→ **WRITTEN TASK**: Only lines with the word "styles" are needed; collect each of them from the listing below.

→ **DATA SEGMENT**:
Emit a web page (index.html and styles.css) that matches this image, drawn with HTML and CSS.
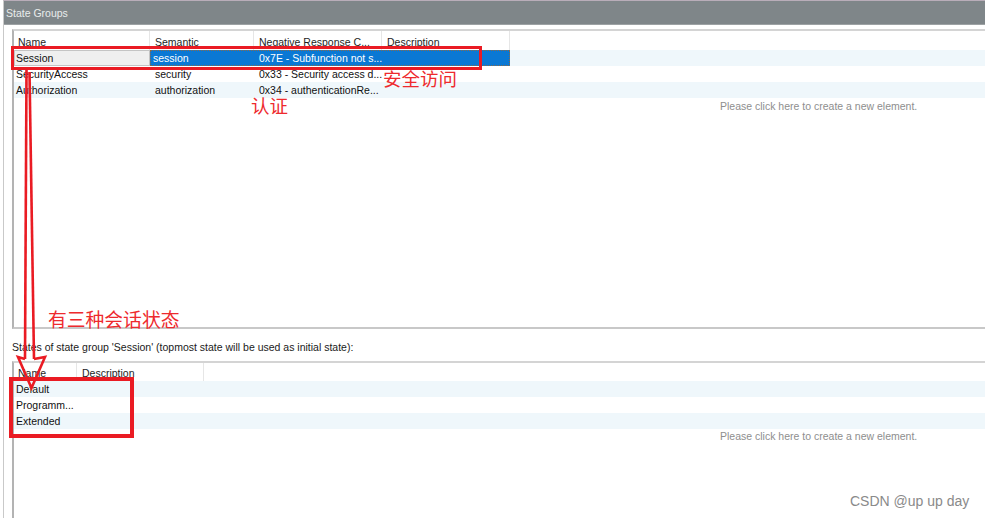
FILE: index.html
```html
<!DOCTYPE html>
<html>
<head>
<meta charset="utf-8">
<link rel="stylesheet" href="styles.css">
</head>
<body>
<div class="panel">
  <div class="titlebar">State Groups</div>
  <div class="content">
    <div class="grid grid-top">
      <div class="row head">
        <div class="cell c1">Name</div>
        <div class="cell c2">Semantic</div>
        <div class="cell c3">Negative Response C...</div>
        <div class="cell c4">Description</div>
      </div>
      <div class="row band selected">
        <div class="cell c1 namesel">Session</div>
        <div class="bluesel">
          <div class="cell c2">session</div>
          <div class="cell c3">0x7E - Subfunction not s...</div>
          <div class="cell c4"></div>
        </div>
      </div>
      <div class="row">
        <div class="cell c1">SecurityAccess</div>
        <div class="cell c2">security</div>
        <div class="cell c3">0x33 - Security access d...</div>
        <div class="cell c4"></div>
      </div>
      <div class="row band">
        <div class="cell c1">Authorization</div>
        <div class="cell c2">authorization</div>
        <div class="cell c3">0x34 - authenticationRe...</div>
        <div class="cell c4"></div>
      </div>
      <div class="placeholder">Please click here to create a new element.</div>
    </div>
    <div class="label">States of state group 'Session' (topmost state will be used as initial state):</div>
    <div class="grid grid-bottom">
      <div class="row head">
        <div class="cell d1">Name</div>
        <div class="cell d2">Description</div>
      </div>
      <div class="row band">
        <div class="cell d1">Default</div>
        <div class="cell d2"></div>
      </div>
      <div class="row">
        <div class="cell d1">Programm...</div>
        <div class="cell d2"></div>
      </div>
      <div class="row band">
        <div class="cell d1">Extended</div>
        <div class="cell d2"></div>
      </div>
      <div class="placeholder">Please click here to create a new element.</div>
    </div>
  </div>
</div>

<div class="redbox box-session"></div>
<div class="redbox box-states"></div>
<div class="note note-security">安全访问</div>
<div class="note note-auth">认证</div>
<div class="note note-states">有三种会话状态</div>
<svg class="arrow" width="985" height="518" viewBox="0 0 985 518">
  <path d="M26.5 70 L25 359" />
  <path d="M29.5 72 L34 359" />
  <path d="M25 359 L18 357 L31.5 388 L45 357 L34 359" />
</svg>
<div class="watermark">CSDN @up up day</div>
</body>
</html>
```

FILE: styles.css
```css
* { box-sizing: border-box; }
html, body {
  margin: 0;
  padding: 0;
  background: #ffffff;
  width: 985px;
  height: 518px;
  overflow: hidden;
  font-family: "Liberation Sans", Arial, sans-serif;
  font-size: 10.5px;
  color: #111;
}
.panel {
  margin-left: 3px;
  height: 518px;
  border-left: 1px solid #c9c9c9;
  border-top: 1px solid #b9adb9;
  display: flex;
  flex-direction: column;
}
.titlebar {
  height: 24px;
  line-height: 24px;
  background: #7f8689;
  color: #e9ecec;
  padding-left: 2px;
  font-size: 10.5px;
  border-bottom: 1px solid #9da2a4;
}
.content {
  flex: 1;
  display: flex;
  flex-direction: column;
  padding: 4px 0 0 8px;
}
.grid {
  border-top: 2px solid #d4d4d4;
  border-left: 2px solid #b3b3b3;
  display: flex;
  flex-direction: column;
}
.grid-top {
  height: 300px;
  border-bottom: 2px solid #c8c8c8;
}
.grid-bottom {
  flex: 1;
}
.row {
  display: flex;
  height: 16px;
  align-items: stretch;
}
.row.head {
  height: 19px;
  background: #fff;
}
.grid-bottom .row.head { height: 18px; }
.band { background: #eff7fb; }
.cell {
  display: flex;
  align-items: center;
  white-space: nowrap;
  overflow: hidden;
  padding-left: 5px;
}
.head .cell {
  border-right: 1px solid #e6e6e6;
  color: #1e1e1e;
  padding-top: 2px;
}
.c1 { width: 136px; padding-left: 2px; }
.head .c1 { padding-left: 4px; }
.c2 { width: 104px; }
.c3 { width: 128px; }
.c4 { width: 128px; }
.d1 { width: 63px; padding-left: 2px; }
.head .d1 { padding-left: 4px; }
.d2 { width: 127px; }
.namesel {
  background: #efefef;
  border: 1px solid #c4c4c4;
  padding-left: 1px;
}
.bluesel {
  display: flex;
  background: #0a78d4;
  color: #fff;
  outline: 1px dotted #8a6a4a;
  outline-offset: -1px;
}
.bluesel .cell { padding-left: 3px; }
.bluesel .c3 { padding-left: 5px; }
.placeholder {
  padding-left: 706px;
  height: 14px;
  line-height: 14px;
  color: #8e8e8e;
  margin-top: 1px;
}
.grid-bottom .placeholder { margin-top: 0px; }
.label {
  height: 32px;
  padding-top: 4px;
  display: flex;
  align-items: center;
  color: #1a1a1a;
}
.redbox {
  position: absolute;
  border: 3px solid #ea1b23;
}
.box-session { left: 11px; top: 46px; width: 471px; height: 24px; }
.box-states { left: 9px; top: 377px; width: 125px; height: 61px; border-width: 4px; }
.note {
  position: absolute;
  color: #ee2a2e;
  font-family: "Noto Sans CJK SC", sans-serif;
  font-size: 18.5px;
  line-height: 17px;
  white-space: nowrap;
}
.note-security { left: 383px; top: 70px; }
.note-auth { left: 251px; top: 97px; }
.note-states { left: 48px; top: 310px; font-size: 18.8px; }
.arrow {
  position: absolute;
  left: 0;
  top: 0;
  pointer-events: none;
}
.arrow path {
  fill: none;
  stroke: #ea1b23;
  stroke-width: 2.6;
  stroke-linejoin: miter;
}
.watermark {
  position: absolute;
  left: 850px;
  top: 493px;
  font-size: 14px;
  color: #8a8a8a;
  font-family: "Liberation Sans", Arial, sans-serif;
}
```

→ **OUTPUT FOR THIS TASK**:
Emit a web page (index.html and styles.css) that matches this image, drawn with HTML and CSS.
<link rel="stylesheet" href="styles.css">
FILE: styles.css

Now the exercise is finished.